Is Enterprise Governance a board or management issue?


While quite a substantial amount is known about Enterprise Risk Management (ERM), significantly less is known about Enterprise Governance (EG) – perhaps because EG is a much later construct in the corporate management pantheon. It also explains why little is known or realised about what EG can do for organisations. The International Federation of Accountants (IFAC) describes it as the responsibilities and practices exercised by the board and management to provide strategic direction for the organisation, but this may be a bit too general because EG actually goes beyond just “providing strategic direction.” EG has far-reaching implications and consequences, and, if done right, is capable of pushing the organisation to the top of the class.

EG basically supports and evaluates board performance and provides a feedback loop into strategy and execution. Currently, there is a myriad of tools and apps to gauge how management is doing but other than the tacit approval – and increments – of directors’ fees, what other way is there to measure how directors are performing? Are they effective in their positions? Are they doing what they are supposed to do? How can shareholders and stakeholders tell? EG generally consists of two parts: conformance and performance. Conformance is similar to corporate governance, and is more concerned with compliance with rules, regulations and requirements. Performance, on the other hand, shows how good the board has been about making its strategy work.

That implies, of course, that the strategy is a workable one, but EG is not as straightforward as handing over a set of procedures to management to be followed; it is also about using the firm’s resources and capabilities responsibly and with full accountability. Effective EG will produce sustainable revenue and create value for the organisation, thereby increasing its competitive edge. Organisations are increasingly evaluating board performance, using an EG framework to do so.
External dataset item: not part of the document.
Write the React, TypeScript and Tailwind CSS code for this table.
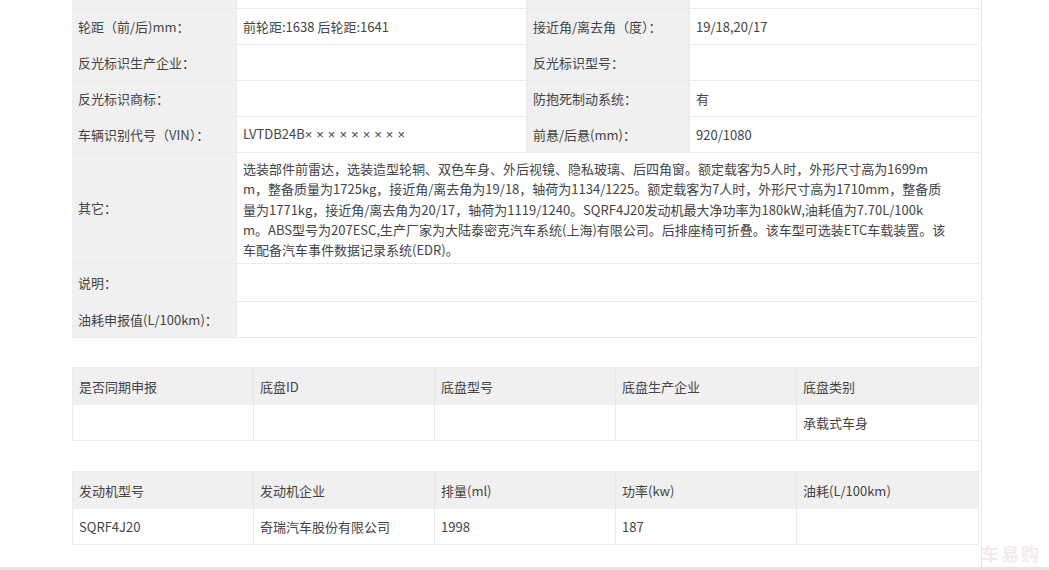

This framework assesses risks and manages them using the organisation’s resources, as part of the board’s task of establishing the organisation’s risk appetite, its key performance drivers and key decision-making points.

The board does this in collaboration with management, over which it exercises oversight. Research has shown that the lack of EG in many cases underpins strategic failure because good corporate governance on its own is not enough to create success for the organisation. A firm’s conformance, i.e., adherence to rules, regulations and requirements, must be balanced with its performance – the tools, techniques, frameworks, processes, procedures and other resources which it applies towards maintaining itself as a going concern. The performance part of EG is not easy to identify or manage as it involves many elements that are not immediately obvious and may require a different approach.

Many companies do quite well when managing the conformance element but fall short when it comes to strategising. Admittedly, it is not easy to police or apply oversight to yourself, which is what EG requires of the board. You have to keep asking yourself, “Is this the right thing to do?” and “Did we make the right decision?” or “Is this strategy working?” – and be prepared to make an abrupt about-turn if it isn’t! Of course, a small committee within the board could be tasked with this sort of oversight but ultimately, the board will have to make the hard decisions. It is hard to know when you’ve hit the sweet spot, where conformance and performance are in balance.

Properly developed, the framework of EG takes into account both corporate and business governance, supports the board in making strategic decisions while understanding the organisation’s risk appetite, its strengths and weaknesses; and, leveraging on its resources, guides it correctly towards achieving its objectives.